> What is required:
Restate each of the lines given below, word for word.

> Data:

-.-.-

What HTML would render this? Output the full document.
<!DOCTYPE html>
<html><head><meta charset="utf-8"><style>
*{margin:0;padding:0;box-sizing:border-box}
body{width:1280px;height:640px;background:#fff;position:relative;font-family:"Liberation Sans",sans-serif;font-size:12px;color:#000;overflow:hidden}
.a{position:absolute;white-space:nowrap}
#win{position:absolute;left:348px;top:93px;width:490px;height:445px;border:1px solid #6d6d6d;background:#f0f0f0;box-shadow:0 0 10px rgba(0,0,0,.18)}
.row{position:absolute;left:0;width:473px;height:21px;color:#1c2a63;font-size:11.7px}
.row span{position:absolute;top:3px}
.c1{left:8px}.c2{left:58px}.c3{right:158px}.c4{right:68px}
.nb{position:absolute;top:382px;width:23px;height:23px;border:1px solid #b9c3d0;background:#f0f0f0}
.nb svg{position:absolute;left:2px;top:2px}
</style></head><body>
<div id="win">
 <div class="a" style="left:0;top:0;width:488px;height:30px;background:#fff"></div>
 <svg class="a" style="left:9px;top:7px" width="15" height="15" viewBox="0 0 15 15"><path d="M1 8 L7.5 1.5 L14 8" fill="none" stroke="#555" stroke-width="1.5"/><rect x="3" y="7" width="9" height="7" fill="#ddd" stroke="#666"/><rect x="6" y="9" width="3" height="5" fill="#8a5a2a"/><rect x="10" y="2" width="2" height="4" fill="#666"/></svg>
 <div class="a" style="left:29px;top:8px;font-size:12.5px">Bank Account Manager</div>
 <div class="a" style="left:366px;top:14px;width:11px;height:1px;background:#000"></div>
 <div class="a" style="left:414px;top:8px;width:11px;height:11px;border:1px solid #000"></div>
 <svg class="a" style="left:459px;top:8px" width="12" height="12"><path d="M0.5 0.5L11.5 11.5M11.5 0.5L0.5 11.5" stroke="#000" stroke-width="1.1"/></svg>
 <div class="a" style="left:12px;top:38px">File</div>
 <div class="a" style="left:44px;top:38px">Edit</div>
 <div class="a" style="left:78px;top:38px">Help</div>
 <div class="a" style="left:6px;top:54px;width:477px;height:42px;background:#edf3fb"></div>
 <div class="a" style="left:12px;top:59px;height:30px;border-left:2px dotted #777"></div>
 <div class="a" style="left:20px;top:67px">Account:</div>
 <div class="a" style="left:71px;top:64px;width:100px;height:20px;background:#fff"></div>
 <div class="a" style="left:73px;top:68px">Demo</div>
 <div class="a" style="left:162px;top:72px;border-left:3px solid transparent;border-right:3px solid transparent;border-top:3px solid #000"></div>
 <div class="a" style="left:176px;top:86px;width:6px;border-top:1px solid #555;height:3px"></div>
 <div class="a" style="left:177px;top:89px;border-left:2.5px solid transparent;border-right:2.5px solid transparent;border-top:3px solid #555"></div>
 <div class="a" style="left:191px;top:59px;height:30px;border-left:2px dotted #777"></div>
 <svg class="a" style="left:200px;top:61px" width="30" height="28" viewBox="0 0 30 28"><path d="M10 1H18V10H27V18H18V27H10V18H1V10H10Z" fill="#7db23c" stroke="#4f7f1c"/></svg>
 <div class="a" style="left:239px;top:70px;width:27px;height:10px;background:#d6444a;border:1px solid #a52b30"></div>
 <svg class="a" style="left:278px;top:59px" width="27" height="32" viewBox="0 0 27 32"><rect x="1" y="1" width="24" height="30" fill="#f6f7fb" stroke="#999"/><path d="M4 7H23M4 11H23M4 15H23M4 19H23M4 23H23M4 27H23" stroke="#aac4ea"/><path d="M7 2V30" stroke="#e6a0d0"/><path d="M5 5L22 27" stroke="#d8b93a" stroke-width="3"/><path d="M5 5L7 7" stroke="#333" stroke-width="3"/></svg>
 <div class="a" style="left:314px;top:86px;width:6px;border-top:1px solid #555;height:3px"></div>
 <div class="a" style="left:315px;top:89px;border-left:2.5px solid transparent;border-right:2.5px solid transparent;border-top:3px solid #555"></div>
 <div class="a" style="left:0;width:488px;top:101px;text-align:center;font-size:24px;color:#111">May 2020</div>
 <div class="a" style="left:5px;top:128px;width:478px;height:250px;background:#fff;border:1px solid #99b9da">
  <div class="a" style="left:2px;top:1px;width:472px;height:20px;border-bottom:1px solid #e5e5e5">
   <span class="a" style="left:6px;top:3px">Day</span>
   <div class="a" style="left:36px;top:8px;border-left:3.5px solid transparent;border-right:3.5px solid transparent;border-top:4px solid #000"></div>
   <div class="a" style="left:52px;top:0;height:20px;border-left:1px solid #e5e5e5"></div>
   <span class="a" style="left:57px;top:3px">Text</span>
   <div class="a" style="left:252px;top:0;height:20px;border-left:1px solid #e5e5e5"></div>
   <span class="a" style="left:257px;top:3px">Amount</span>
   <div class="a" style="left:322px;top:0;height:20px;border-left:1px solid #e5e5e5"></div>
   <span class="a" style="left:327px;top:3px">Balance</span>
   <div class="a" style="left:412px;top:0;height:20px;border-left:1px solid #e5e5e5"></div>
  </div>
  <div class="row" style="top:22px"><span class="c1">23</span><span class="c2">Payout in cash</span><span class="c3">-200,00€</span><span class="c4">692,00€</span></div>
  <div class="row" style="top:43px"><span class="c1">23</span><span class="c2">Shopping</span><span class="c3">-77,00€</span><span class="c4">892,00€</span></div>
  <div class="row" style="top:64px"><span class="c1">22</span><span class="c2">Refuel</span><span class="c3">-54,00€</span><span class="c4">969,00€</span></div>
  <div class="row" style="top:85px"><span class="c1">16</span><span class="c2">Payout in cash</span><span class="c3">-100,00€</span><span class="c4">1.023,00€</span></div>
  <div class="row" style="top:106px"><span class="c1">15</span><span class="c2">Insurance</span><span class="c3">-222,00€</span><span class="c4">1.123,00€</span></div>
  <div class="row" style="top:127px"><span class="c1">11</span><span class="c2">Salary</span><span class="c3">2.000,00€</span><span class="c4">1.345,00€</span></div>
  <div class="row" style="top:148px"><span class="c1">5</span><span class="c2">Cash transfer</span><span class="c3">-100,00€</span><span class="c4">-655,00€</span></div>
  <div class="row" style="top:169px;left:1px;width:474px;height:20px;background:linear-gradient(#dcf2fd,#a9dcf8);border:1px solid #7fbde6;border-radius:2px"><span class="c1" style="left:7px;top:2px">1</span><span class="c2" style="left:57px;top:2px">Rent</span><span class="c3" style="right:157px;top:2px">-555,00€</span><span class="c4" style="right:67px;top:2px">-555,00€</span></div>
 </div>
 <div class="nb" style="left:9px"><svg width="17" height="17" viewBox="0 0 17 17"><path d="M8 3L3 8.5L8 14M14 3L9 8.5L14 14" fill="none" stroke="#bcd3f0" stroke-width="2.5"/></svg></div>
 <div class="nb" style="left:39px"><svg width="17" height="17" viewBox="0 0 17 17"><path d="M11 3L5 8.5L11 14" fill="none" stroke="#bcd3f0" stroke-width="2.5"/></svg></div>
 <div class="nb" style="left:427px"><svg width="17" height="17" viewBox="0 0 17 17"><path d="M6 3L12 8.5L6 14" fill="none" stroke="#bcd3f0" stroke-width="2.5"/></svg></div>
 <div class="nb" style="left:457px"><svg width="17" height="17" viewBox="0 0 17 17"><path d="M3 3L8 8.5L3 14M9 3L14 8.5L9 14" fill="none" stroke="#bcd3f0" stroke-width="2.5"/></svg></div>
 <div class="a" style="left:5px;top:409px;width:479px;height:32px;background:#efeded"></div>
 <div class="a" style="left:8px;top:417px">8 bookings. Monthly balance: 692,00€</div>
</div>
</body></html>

-.-.-

> Solution to this task:
What HTML would render this? Output the full document.
<!DOCTYPE html>
<html><head><meta charset="utf-8"><style>
*{margin:0;padding:0;box-sizing:border-box}
body{width:1280px;height:640px;background:#fff;position:relative;font-family:"Liberation Sans",sans-serif;font-size:12px;color:#000;overflow:hidden}
.a{position:absolute;white-space:nowrap}
#win{position:absolute;left:348px;top:93px;width:490px;height:445px;border:1px solid #6d6d6d;background:#f0f0f0;box-shadow:0 0 10px rgba(0,0,0,.18)}
.row{position:absolute;left:0;width:473px;height:21px;color:#1c2a63;font-size:11.7px}
.row span{position:absolute;top:3px}
.c1{left:8px}.c2{left:58px}.c3{right:158px}.c4{right:68px}
.nb{position:absolute;top:382px;width:23px;height:23px;border:1px solid #b9c3d0;background:#f0f0f0}
.nb svg{position:absolute;left:2px;top:2px}
</style></head><body>
<div id="win">
 <div class="a" style="left:0;top:0;width:488px;height:30px;background:#fff"></div>
 <svg class="a" style="left:9px;top:7px" width="15" height="15" viewBox="0 0 15 15"><path d="M1 8 L7.5 1.5 L14 8" fill="none" stroke="#555" stroke-width="1.5"/><rect x="3" y="7" width="9" height="7" fill="#ddd" stroke="#666"/><rect x="6" y="9" width="3" height="5" fill="#8a5a2a"/><rect x="10" y="2" width="2" height="4" fill="#666"/></svg>
 <div class="a" style="left:29px;top:8px;font-size:12.5px">Bank Account Manager</div>
 <div class="a" style="left:366px;top:14px;width:11px;height:1px;background:#000"></div>
 <div class="a" style="left:414px;top:8px;width:11px;height:11px;border:1px solid #000"></div>
 <svg class="a" style="left:459px;top:8px" width="12" height="12"><path d="M0.5 0.5L11.5 11.5M11.5 0.5L0.5 11.5" stroke="#000" stroke-width="1.1"/></svg>
 <div class="a" style="left:12px;top:38px">File</div>
 <div class="a" style="left:44px;top:38px">Edit</div>
 <div class="a" style="left:78px;top:38px">Help</div>
 <div class="a" style="left:6px;top:54px;width:477px;height:42px;background:#edf3fb"></div>
 <div class="a" style="left:12px;top:59px;height:30px;border-left:2px dotted #777"></div>
 <div class="a" style="left:20px;top:67px">Account:</div>
 <div class="a" style="left:71px;top:64px;width:100px;height:20px;background:#fff"></div>
 <div class="a" style="left:73px;top:68px">Demo</div>
 <div class="a" style="left:162px;top:72px;border-left:3px solid transparent;border-right:3px solid transparent;border-top:3px solid #000"></div>
 <div class="a" style="left:176px;top:86px;width:6px;border-top:1px solid #555;height:3px"></div>
 <div class="a" style="left:177px;top:89px;border-left:2.5px solid transparent;border-right:2.5px solid transparent;border-top:3px solid #555"></div>
 <div class="a" style="left:191px;top:59px;height:30px;border-left:2px dotted #777"></div>
 <svg class="a" style="left:200px;top:61px" width="30" height="28" viewBox="0 0 30 28"><path d="M10 1H18V10H27V18H18V27H10V18H1V10H10Z" fill="#7db23c" stroke="#4f7f1c"/></svg>
 <div class="a" style="left:239px;top:70px;width:27px;height:10px;background:#d6444a;border:1px solid #a52b30"></div>
 <svg class="a" style="left:278px;top:59px" width="27" height="32" viewBox="0 0 27 32"><rect x="1" y="1" width="24" height="30" fill="#f6f7fb" stroke="#999"/><path d="M4 7H23M4 11H23M4 15H23M4 19H23M4 23H23M4 27H23" stroke="#aac4ea"/><path d="M7 2V30" stroke="#e6a0d0"/><path d="M5 5L22 27" stroke="#d8b93a" stroke-width="3"/><path d="M5 5L7 7" stroke="#333" stroke-width="3"/></svg>
 <div class="a" style="left:314px;top:86px;width:6px;border-top:1px solid #555;height:3px"></div>
 <div class="a" style="left:315px;top:89px;border-left:2.5px solid transparent;border-right:2.5px solid transparent;border-top:3px solid #555"></div>
 <div class="a" style="left:0;width:488px;top:101px;text-align:center;font-size:24px;color:#111">May 2020</div>
 <div class="a" style="left:5px;top:128px;width:478px;height:250px;background:#fff;border:1px solid #99b9da">
  <div class="a" style="left:2px;top:1px;width:472px;height:20px;border-bottom:1px solid #e5e5e5">
   <span class="a" style="left:6px;top:3px">Day</span>
   <div class="a" style="left:36px;top:8px;border-left:3.5px solid transparent;border-right:3.5px solid transparent;border-top:4px solid #000"></div>
   <div class="a" style="left:52px;top:0;height:20px;border-left:1px solid #e5e5e5"></div>
   <span class="a" style="left:57px;top:3px">Text</span>
   <div class="a" style="left:252px;top:0;height:20px;border-left:1px solid #e5e5e5"></div>
   <span class="a" style="left:257px;top:3px">Amount</span>
   <div class="a" style="left:322px;top:0;height:20px;border-left:1px solid #e5e5e5"></div>
   <span class="a" style="left:327px;top:3px">Balance</span>
   <div class="a" style="left:412px;top:0;height:20px;border-left:1px solid #e5e5e5"></div>
  </div>
  <div class="row" style="top:22px"><span class="c1">23</span><span class="c2">Payout in cash</span><span class="c3">-200,00€</span><span class="c4">692,00€</span></div>
  <div class="row" style="top:43px"><span class="c1">23</span><span class="c2">Shopping</span><span class="c3">-77,00€</span><span class="c4">892,00€</span></div>
  <div class="row" style="top:64px"><span class="c1">22</span><span class="c2">Refuel</span><span class="c3">-54,00€</span><span class="c4">969,00€</span></div>
  <div class="row" style="top:85px"><span class="c1">16</span><span class="c2">Payout in cash</span><span class="c3">-100,00€</span><span class="c4">1.023,00€</span></div>
  <div class="row" style="top:106px"><span class="c1">15</span><span class="c2">Insurance</span><span class="c3">-222,00€</span><span class="c4">1.123,00€</span></div>
  <div class="row" style="top:127px"><span class="c1">11</span><span class="c2">Salary</span><span class="c3">2.000,00€</span><span class="c4">1.345,00€</span></div>
  <div class="row" style="top:148px"><span class="c1">5</span><span class="c2">Cash transfer</span><span class="c3">-100,00€</span><span class="c4">-655,00€</span></div>
  <div class="row" style="top:169px;left:1px;width:474px;height:20px;background:linear-gradient(#dcf2fd,#a9dcf8);border:1px solid #7fbde6;border-radius:2px"><span class="c1" style="left:7px;top:2px">1</span><span class="c2" style="left:57px;top:2px">Rent</span><span class="c3" style="right:157px;top:2px">-555,00€</span><span class="c4" style="right:67px;top:2px">-555,00€</span></div>
 </div>
 <div class="nb" style="left:9px"><svg width="17" height="17" viewBox="0 0 17 17"><path d="M8 3L3 8.5L8 14M14 3L9 8.5L14 14" fill="none" stroke="#bcd3f0" stroke-width="2.5"/></svg></div>
 <div class="nb" style="left:39px"><svg width="17" height="17" viewBox="0 0 17 17"><path d="M11 3L5 8.5L11 14" fill="none" stroke="#bcd3f0" stroke-width="2.5"/></svg></div>
 <div class="nb" style="left:427px"><svg width="17" height="17" viewBox="0 0 17 17"><path d="M6 3L12 8.5L6 14" fill="none" stroke="#bcd3f0" stroke-width="2.5"/></svg></div>
 <div class="nb" style="left:457px"><svg width="17" height="17" viewBox="0 0 17 17"><path d="M3 3L8 8.5L3 14M9 3L14 8.5L9 14" fill="none" stroke="#bcd3f0" stroke-width="2.5"/></svg></div>
 <div class="a" style="left:5px;top:409px;width:479px;height:32px;background:#efeded"></div>
 <div class="a" style="left:8px;top:417px">8 bookings. Monthly balance: 692,00€</div>
</div>
</body></html>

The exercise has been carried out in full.